Given records.
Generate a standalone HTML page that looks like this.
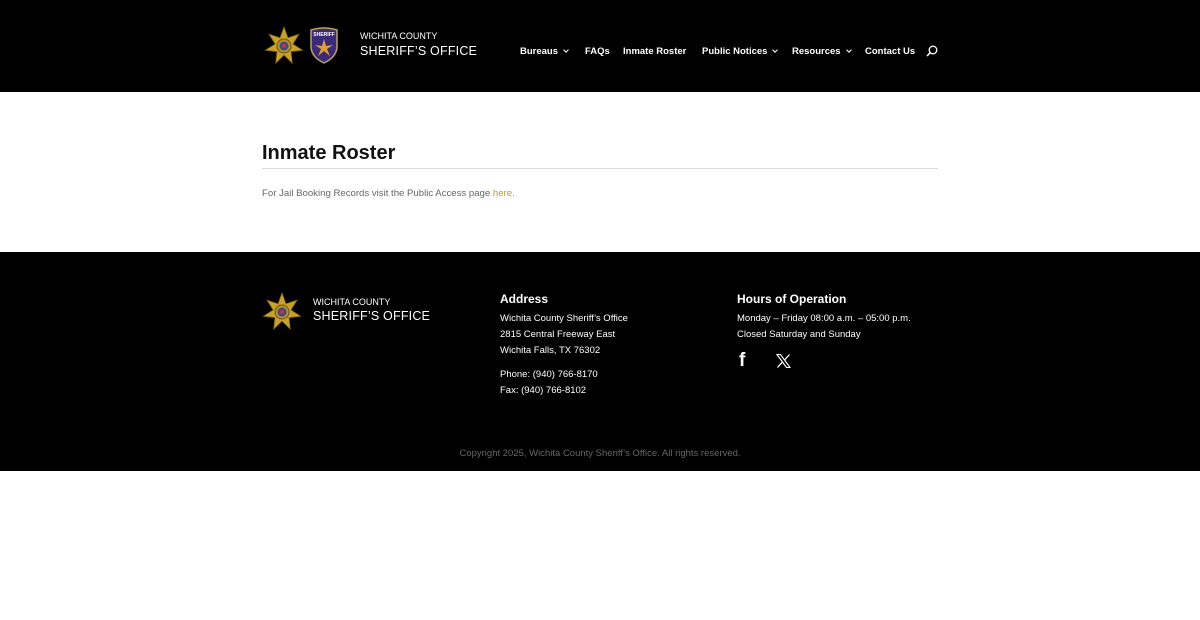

* * *

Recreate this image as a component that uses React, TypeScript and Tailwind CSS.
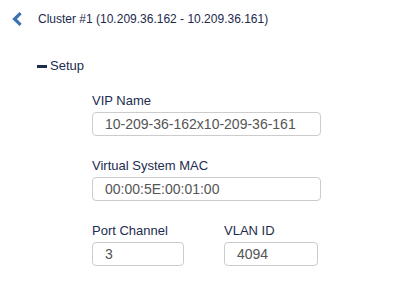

==

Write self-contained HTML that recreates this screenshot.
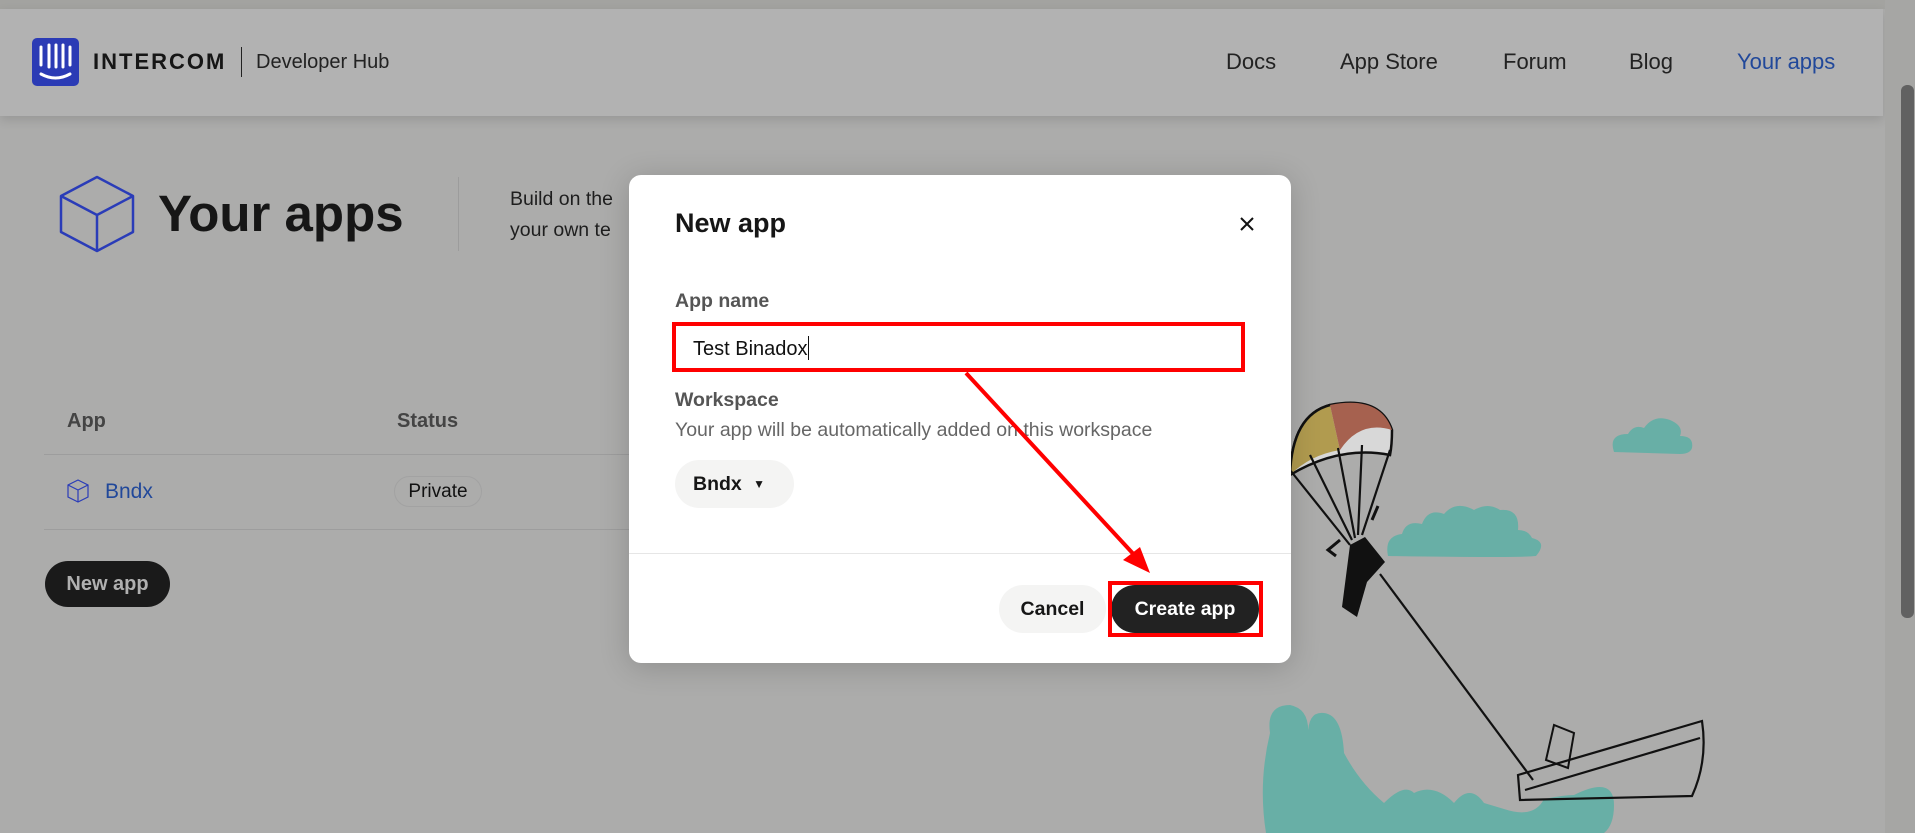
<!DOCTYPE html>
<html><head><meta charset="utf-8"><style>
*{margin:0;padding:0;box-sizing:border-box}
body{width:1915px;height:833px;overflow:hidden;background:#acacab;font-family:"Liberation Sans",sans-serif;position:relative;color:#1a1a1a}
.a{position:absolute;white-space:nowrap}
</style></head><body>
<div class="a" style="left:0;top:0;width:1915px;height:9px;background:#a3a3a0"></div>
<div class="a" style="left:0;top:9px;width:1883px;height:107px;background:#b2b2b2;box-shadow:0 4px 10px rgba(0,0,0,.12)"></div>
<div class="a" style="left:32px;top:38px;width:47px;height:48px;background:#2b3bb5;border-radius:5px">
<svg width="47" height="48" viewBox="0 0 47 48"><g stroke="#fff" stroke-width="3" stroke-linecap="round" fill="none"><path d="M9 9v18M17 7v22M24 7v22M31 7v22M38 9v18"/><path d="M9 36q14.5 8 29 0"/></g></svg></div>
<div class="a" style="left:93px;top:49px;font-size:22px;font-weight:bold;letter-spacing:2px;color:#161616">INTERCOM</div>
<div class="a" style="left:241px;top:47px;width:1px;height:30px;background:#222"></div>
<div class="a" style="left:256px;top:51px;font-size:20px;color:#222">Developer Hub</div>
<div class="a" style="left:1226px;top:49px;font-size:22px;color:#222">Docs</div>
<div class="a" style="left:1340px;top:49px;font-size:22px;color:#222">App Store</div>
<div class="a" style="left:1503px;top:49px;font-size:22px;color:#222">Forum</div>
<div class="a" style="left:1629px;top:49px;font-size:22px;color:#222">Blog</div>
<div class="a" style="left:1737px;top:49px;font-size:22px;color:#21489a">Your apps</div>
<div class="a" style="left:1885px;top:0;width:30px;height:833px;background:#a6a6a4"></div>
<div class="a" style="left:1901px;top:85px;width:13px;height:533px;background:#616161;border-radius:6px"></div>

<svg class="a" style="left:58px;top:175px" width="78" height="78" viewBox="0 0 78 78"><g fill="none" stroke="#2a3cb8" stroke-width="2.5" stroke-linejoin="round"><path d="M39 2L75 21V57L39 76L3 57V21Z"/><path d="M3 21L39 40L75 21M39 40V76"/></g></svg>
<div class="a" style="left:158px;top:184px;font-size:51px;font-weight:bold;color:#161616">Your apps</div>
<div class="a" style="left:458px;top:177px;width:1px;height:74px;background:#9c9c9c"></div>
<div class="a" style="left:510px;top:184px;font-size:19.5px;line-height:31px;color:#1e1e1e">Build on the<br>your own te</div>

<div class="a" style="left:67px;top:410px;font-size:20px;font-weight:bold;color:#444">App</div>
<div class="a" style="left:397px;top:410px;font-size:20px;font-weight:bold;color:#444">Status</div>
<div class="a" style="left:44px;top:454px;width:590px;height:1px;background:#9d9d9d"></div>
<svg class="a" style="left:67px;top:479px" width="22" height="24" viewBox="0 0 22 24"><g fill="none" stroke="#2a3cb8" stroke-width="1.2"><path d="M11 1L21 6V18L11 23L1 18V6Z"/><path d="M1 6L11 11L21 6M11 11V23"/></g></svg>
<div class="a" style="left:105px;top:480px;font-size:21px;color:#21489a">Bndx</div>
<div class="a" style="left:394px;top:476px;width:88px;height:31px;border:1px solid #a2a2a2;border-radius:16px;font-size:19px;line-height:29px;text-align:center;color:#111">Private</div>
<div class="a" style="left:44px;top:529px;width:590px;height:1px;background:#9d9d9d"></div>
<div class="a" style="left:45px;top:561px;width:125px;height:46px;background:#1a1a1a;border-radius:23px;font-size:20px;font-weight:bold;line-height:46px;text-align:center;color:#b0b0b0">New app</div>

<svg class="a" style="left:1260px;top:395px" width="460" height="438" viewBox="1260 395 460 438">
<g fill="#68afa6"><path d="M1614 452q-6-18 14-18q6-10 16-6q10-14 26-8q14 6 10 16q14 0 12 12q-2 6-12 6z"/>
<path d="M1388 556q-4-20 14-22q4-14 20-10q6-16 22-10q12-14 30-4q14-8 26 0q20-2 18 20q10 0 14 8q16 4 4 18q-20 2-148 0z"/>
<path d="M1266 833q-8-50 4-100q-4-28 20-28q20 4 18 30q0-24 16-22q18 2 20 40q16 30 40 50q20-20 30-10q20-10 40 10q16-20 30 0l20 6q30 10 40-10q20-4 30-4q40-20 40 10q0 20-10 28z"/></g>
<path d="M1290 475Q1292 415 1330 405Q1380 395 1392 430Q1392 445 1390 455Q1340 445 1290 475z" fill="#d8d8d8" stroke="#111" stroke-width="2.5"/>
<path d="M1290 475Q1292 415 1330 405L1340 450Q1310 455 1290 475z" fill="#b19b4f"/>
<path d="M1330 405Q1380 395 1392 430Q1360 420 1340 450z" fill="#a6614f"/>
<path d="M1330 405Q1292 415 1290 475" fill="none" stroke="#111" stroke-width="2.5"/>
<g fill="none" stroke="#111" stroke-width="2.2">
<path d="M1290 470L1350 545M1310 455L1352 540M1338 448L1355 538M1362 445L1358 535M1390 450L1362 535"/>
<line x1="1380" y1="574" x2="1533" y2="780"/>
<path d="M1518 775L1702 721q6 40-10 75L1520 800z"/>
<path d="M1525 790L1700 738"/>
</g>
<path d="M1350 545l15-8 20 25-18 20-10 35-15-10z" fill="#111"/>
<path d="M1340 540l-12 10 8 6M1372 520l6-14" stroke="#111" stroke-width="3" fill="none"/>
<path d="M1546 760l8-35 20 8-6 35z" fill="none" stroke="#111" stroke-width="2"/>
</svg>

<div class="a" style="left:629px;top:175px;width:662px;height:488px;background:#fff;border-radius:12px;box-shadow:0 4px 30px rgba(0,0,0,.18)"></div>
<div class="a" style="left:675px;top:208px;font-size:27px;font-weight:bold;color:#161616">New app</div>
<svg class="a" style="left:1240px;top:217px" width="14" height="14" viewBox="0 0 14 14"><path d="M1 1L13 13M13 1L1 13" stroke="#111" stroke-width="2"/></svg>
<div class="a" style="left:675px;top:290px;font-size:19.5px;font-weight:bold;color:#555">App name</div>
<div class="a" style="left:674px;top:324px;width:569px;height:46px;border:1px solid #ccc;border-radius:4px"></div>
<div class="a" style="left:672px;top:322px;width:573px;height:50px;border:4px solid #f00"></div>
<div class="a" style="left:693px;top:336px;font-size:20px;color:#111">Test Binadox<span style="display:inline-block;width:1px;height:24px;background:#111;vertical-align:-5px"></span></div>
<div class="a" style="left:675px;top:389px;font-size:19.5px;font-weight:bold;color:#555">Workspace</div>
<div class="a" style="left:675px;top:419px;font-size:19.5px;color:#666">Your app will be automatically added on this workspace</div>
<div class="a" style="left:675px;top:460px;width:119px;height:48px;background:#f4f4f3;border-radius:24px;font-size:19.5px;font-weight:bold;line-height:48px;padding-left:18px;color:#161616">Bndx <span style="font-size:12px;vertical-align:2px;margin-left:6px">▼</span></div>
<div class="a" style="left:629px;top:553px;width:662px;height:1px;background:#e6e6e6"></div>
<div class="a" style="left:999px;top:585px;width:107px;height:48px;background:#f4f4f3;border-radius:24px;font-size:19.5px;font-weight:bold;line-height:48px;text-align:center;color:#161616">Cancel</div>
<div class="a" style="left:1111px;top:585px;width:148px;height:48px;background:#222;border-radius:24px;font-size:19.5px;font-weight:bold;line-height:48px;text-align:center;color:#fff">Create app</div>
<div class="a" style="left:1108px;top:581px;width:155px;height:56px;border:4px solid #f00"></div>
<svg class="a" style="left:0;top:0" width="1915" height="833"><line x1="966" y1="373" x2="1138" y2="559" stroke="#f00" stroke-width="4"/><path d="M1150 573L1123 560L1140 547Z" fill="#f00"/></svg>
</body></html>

Problem to solve.
Copy all lines from the material that contain "this".

The solution.
Generate a standalone HTML page that looks like this.
Recreate this image as a component that uses React, TypeScript and Tailwind CSS.
Write self-contained HTML that recreates this screenshot.
<div class="a" style="left:675px;top:419px;font-size:19.5px;color:#666">Your app will be automatically added on this workspace</div>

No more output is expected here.